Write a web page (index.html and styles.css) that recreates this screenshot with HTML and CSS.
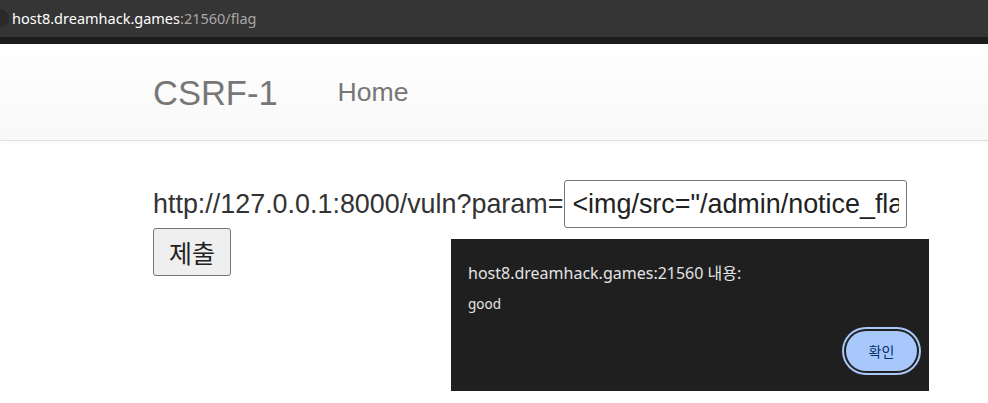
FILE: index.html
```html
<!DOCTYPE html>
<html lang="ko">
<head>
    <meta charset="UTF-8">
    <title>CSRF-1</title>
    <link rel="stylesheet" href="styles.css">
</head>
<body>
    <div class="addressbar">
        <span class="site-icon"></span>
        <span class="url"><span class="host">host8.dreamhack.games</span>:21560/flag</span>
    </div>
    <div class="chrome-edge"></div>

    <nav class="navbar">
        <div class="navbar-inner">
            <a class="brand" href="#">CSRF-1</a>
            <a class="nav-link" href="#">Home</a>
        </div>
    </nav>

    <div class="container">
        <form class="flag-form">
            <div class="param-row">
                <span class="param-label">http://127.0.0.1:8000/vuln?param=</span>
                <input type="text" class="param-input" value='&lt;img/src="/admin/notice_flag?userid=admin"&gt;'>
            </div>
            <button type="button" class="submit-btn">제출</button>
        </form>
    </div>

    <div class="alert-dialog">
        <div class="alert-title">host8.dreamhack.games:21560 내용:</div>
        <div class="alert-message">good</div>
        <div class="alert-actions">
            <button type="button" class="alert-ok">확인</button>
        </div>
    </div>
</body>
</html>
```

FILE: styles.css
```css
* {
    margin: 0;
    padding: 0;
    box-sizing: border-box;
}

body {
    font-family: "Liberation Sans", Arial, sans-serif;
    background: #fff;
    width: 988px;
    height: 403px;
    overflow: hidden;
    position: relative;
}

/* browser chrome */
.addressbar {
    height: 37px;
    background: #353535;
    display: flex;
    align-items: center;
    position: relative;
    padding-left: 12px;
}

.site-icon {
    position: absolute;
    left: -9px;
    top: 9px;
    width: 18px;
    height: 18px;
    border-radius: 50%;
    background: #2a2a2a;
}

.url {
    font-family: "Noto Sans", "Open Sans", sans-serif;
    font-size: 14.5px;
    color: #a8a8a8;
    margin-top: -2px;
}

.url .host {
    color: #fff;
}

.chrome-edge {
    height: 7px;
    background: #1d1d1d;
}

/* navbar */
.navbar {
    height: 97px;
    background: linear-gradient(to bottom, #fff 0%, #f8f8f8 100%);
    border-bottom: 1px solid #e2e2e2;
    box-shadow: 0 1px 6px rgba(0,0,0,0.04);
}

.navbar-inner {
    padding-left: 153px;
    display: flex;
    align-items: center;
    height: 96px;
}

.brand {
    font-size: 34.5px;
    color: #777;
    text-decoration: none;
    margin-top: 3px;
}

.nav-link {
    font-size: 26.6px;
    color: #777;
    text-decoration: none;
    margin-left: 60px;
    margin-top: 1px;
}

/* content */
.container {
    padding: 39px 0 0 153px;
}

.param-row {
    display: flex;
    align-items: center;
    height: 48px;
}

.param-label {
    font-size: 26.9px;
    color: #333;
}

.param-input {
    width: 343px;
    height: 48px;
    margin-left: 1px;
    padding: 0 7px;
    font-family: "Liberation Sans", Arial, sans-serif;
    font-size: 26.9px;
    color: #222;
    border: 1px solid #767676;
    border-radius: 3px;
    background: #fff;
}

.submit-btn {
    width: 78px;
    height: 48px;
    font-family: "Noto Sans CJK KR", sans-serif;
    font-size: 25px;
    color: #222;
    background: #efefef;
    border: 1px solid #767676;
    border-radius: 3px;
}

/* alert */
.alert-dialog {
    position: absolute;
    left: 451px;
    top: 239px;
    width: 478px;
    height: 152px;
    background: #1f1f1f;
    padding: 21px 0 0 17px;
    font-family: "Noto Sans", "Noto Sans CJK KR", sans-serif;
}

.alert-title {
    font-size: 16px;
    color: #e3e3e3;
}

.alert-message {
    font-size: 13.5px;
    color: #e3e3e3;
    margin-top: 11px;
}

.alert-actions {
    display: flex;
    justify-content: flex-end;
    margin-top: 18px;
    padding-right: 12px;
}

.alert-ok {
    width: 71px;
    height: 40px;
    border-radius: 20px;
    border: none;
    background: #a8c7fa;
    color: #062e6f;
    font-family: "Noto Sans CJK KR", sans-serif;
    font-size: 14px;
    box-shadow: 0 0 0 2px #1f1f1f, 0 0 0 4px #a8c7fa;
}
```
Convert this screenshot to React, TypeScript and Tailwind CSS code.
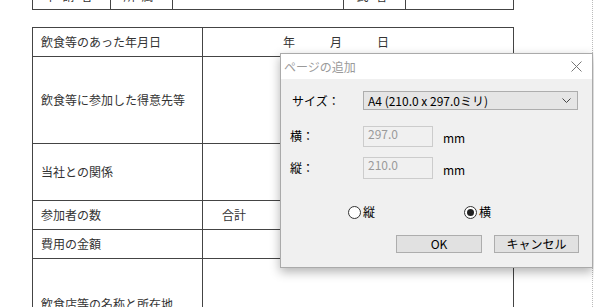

==*==

▸ **Short exercise**
Search the entries for "screenshot" and copy out each line that has it.

▸ **Exercise solution**
Write a web page (index.html and styles.css) that recreates this screenshot with HTML and CSS.
Convert this screenshot to React, TypeScript and Tailwind CSS code.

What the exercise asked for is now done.